**Exercise directions**: What lines of the data hold the string "index"? Pull each one out.

**Dataset entries**:
=====
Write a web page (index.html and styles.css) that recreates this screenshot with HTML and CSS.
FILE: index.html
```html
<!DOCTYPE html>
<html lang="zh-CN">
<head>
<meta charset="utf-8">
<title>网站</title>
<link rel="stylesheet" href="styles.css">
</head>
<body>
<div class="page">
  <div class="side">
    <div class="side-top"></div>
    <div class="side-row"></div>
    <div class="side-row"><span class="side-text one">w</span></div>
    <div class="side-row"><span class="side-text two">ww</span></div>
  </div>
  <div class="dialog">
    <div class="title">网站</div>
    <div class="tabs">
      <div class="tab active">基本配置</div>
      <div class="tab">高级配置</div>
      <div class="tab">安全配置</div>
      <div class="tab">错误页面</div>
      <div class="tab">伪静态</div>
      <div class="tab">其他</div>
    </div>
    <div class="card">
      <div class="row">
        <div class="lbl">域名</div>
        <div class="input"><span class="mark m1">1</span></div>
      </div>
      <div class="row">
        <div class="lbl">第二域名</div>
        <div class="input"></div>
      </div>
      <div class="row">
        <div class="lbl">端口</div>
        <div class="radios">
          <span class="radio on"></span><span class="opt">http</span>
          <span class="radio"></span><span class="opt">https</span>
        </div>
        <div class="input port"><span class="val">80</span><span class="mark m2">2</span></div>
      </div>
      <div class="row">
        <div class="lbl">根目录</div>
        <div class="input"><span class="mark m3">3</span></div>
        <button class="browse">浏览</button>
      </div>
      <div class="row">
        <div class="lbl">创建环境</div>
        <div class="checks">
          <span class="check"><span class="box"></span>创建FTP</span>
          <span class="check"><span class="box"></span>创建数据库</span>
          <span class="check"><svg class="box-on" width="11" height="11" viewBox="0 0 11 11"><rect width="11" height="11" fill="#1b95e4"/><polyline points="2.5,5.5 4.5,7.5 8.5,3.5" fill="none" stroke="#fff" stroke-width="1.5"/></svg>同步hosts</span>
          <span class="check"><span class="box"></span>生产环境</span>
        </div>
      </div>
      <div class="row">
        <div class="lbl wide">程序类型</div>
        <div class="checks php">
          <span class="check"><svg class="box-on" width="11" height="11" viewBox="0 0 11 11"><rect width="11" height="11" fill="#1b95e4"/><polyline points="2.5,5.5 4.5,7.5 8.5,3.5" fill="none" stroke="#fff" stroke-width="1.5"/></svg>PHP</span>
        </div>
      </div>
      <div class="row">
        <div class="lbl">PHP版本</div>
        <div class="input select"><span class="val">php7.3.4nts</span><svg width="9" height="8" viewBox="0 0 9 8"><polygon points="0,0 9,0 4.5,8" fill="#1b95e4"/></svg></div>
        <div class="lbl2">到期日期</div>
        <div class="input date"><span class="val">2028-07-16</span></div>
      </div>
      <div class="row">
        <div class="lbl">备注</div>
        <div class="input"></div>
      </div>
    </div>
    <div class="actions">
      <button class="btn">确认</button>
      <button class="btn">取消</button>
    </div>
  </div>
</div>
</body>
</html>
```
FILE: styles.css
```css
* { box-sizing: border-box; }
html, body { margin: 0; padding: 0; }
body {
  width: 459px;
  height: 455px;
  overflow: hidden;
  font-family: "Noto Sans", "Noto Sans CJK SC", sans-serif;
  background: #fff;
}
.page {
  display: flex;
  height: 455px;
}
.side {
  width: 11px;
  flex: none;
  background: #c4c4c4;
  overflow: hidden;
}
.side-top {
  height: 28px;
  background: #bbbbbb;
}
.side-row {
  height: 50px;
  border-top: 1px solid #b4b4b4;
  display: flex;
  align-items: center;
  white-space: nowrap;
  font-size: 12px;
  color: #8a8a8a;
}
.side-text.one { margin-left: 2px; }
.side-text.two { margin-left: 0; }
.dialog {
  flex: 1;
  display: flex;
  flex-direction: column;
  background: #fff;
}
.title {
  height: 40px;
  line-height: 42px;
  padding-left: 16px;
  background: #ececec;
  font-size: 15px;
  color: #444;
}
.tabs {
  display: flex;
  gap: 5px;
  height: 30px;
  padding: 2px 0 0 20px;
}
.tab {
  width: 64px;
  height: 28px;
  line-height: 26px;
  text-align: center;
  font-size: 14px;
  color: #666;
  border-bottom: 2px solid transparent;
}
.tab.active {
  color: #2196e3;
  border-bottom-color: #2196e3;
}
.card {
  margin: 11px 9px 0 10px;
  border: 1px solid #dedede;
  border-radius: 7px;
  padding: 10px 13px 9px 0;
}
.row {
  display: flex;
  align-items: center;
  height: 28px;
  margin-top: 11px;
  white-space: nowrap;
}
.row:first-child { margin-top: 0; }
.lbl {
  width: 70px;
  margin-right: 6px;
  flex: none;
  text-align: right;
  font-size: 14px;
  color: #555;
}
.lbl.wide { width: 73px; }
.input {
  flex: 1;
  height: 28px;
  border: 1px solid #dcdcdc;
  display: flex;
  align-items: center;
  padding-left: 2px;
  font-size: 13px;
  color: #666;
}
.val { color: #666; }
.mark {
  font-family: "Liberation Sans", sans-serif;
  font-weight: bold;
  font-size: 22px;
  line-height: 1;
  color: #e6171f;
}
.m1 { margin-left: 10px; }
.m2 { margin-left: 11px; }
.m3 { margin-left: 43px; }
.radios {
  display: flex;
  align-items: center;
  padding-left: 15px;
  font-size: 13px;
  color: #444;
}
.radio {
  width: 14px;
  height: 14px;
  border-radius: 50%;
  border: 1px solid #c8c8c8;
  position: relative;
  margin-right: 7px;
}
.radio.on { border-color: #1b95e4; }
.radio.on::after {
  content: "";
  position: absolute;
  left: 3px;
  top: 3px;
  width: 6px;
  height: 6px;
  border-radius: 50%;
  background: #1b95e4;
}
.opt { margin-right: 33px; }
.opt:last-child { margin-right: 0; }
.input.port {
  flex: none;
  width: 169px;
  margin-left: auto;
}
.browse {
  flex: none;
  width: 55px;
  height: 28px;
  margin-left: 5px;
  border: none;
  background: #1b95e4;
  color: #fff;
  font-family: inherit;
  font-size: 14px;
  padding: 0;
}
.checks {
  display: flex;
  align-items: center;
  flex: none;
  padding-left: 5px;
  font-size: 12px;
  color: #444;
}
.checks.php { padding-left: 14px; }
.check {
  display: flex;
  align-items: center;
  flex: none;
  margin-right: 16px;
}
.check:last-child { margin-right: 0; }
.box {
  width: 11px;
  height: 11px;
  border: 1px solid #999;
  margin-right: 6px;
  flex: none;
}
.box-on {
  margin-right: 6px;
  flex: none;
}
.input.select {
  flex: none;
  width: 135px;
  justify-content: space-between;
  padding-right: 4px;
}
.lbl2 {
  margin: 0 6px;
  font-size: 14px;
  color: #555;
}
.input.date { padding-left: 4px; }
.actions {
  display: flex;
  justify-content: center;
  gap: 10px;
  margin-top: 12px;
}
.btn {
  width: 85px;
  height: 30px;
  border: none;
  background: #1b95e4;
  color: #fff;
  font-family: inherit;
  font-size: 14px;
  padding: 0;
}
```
=====
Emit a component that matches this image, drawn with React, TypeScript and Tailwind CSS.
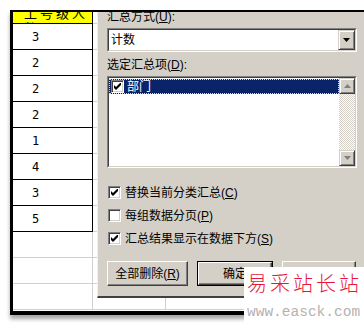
=====
**Output below**:
Write a web page (index.html and styles.css) that recreates this screenshot with HTML and CSS.
FILE: index.html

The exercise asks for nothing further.